Thanks for being the exact kind of resource that a person who is at this stage in my intellectual/sexual journey is looking for!

(Oh, and PS: You mentioned that men are so victimized around sex. I do not disagree. But so are women. I'm assuming that you would agree that both men and women live in a system where the predominant ideologies around sex are victimizing for both sexes?)

Annie Temple said...

Yay! I've finally found a moment to respond to your post. I am not offended in the least by anything you've said. In fact I agree with almost every single thing you said. Yes, both men and women are victimized around sex and for all the reasons you mentioned. I am all for women exploring their own sexuality outside of the parameters set by men in the porn industry especially! I like to watch porn, but it's so hard to find porn that doesn't look like the woman is putting on a very bad act! I don't want to watch a woman pretending to enjoy sex! lol

In my opinion, the proliferation of porn on the internet and elsewhere is not a great thing. I had no idea about the labiaplasty statistics in relation to easier access to porn. I've known both women who got the surgery for the look and for issues with pain during intercourse. I look at it the same as breasts, tummy tucks, nose jobs etc. If it makes the person that insecure, and they want to get surgery. Go for it. But it is sad that we can't all just love our bodies the way they are. However, as someone who is quite confident and self-assured, I still dream about the tummy tuck - so I can relate to this human desire to alter our bodies.
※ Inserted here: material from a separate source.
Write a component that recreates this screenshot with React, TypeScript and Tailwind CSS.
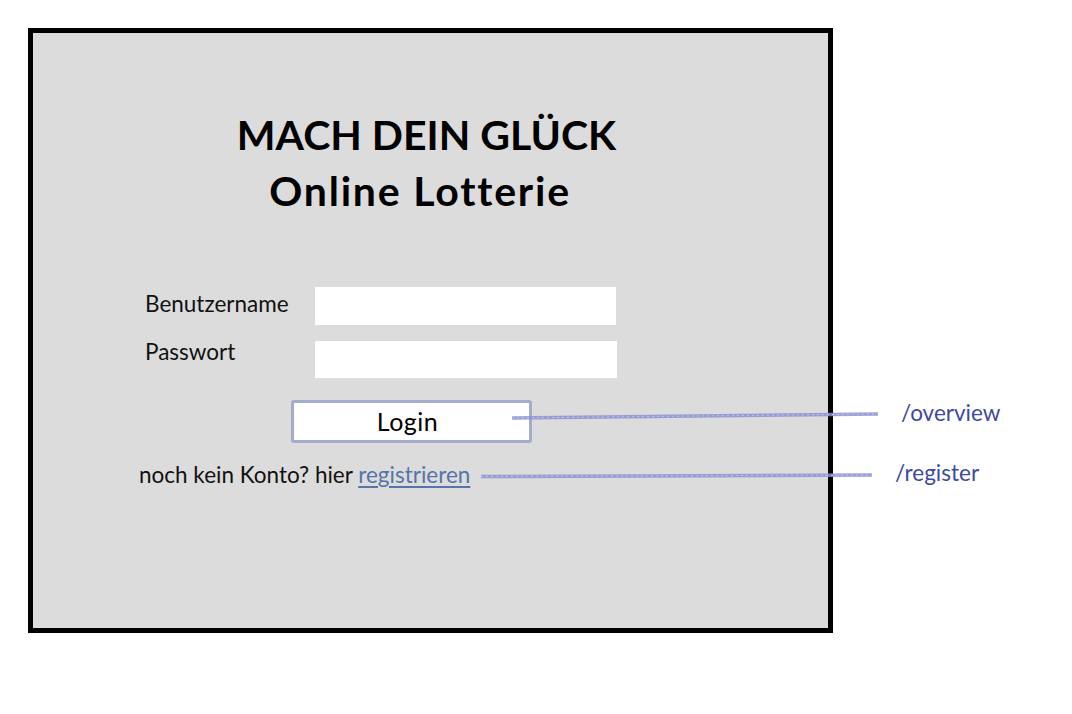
import React from "react";

export default function App() {
  return (
    <div className="relative w-[1072px] h-[714px] bg-white" style={{ fontFamily: "Lato, 'Noto Sans', sans-serif" }}>
      <div className="pl-[28px] pt-[28px]">
        <div className="w-[805px] h-[605px] border-[5px] border-black bg-[#dcdcdc] flex flex-col">
          <div className="mt-[74px] w-[782px] flex flex-col items-center font-bold text-black text-[41px] leading-[56px]">
            <div className="pl-[5px]">MACH DEIN GLÜCK</div>
            <div className="pr-[8px] tracking-[1.8px]">Online Lotterie</div>
          </div>
          <div className="mt-[68px] ml-[112px] flex flex-col gap-[16px]">
            <div className="flex items-start">
              <label className="w-[170px] text-[22.5px] leading-[26px] text-[#111] mt-[4px]">Benutzername</label>
              <div className="w-[301px] h-[38px] bg-white"></div>
            </div>
            <div className="flex items-start">
              <label className="w-[170px] text-[22.5px] leading-[26px] text-[#111] mt-[-2px]">Passwort</label>
              <div className="w-[302px] h-[37px] bg-white"></div>
            </div>
          </div>
          <div className="mt-[22px] ml-[258px] w-[241px] h-[43px] bg-white border-[3px] border-[#a3acca] rounded-[3px] flex items-center justify-center pr-[8px] text-[25px] tracking-[0.5px] text-black">
            Login
          </div>
          <div className="mt-[19px] ml-[106px] text-[22.5px] leading-[26px] text-[#111]">
            noch kein Konto? hier{" "}
            <span className="text-[#5574a8] underline decoration-[#5574a8] underline-offset-[3px]">registrieren</span>
          </div>
        </div>
      </div>
      <svg className="absolute left-0 top-0" width="1072" height="714">
        <line x1="512" y1="418" x2="878" y2="414" stroke="#8c92d2" strokeWidth="3.5" strokeOpacity="0.85" />
        <line x1="512" y1="418" x2="878" y2="414" stroke="#c3c6ea" strokeWidth="1" strokeDasharray="2 3" />
        <line x1="481" y1="476.5" x2="872" y2="475" stroke="#8c92d2" strokeWidth="3.5" strokeOpacity="0.85" />
        <line x1="481" y1="476.5" x2="872" y2="475" stroke="#c3c6ea" strokeWidth="1" strokeDasharray="2 3" />
      </svg>
      <div className="absolute left-[901px] top-[399px] text-[22.5px] leading-[28px] text-[#3c4aa0]">/overview</div>
      <div className="absolute left-[895px] top-[459px] text-[22.5px] leading-[28px] text-[#3c4aa0]">/register</div>
    </div>
  );
}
The internet porn thing bothers me because it reduces customer's reliance on strip clubs which is detrimental to the industry. Now guys can have live, interactive experiences on the internet in the privacy of their own homes and avoid the shame our society places on them when they come to strip clubs. All this does is lead to reduced incomes for exotic dancers though. And webcam work is not as profitable as many might think. It also doesn't involve the stage performance that many of us dancers LOVE about our jobs. So, in my opinion, internet porn is bad. I am also concerned about my daughter stumbling upon horrible images like women being fucked by donkeys and shit like that that makes me ill.

While I do realize some of my suggestions involve fitting ourselves as women into the male forms of sexual consumption, it is not to ignore what women really want - which is certainly different from men by a long shot. It is more to liberate women from feeling victimized around men's sexual tendencies. My intention is to stop judging and blaming men for everything they do, and start appreciating them for what they do. Not including cheating, lying assholes, of course.

Even though I believe women should accept men the way they are. I am not suggesting that we accept anything that harms us. For instance, where one woman may not want her man going to a strip club because she is jealous that he is looking at other women, I don't want my man going regularly to strip clubs to get drunk and act like an ass. (I've just seen these types of guys so many times and the thought my man acting that way disturbs me.) But if my man hung out at a strip club like it was his neighbourhood pub, and he was respectful and in control of himself - then I would never be upset about him going to strip clubs. So what it comes down to is that the strip club is not what I'm concerned about - nor should other women be. It is the behavior of their partner in the strip club that is a concern. And certainly if a woman's partner is behaving in a way that hurts her - she needs to ask him to stop and if he doesn't, well then she needs to move on. Respect herself if he won't, and refuse to tolerate such behavior.

Okay, I'm rambling and jumping around like a lunatic. But I will finish with another agreement. The sex trade/pornography cannot be completely sanitized and women are completely entitled to feelings negative or otherwise about how they or their partners interact with it. I'm just offering some liberation from that kind of pain. It can enhance a relationship and lead to something beautiful.

Thanks so much for engaging in this discussion with me!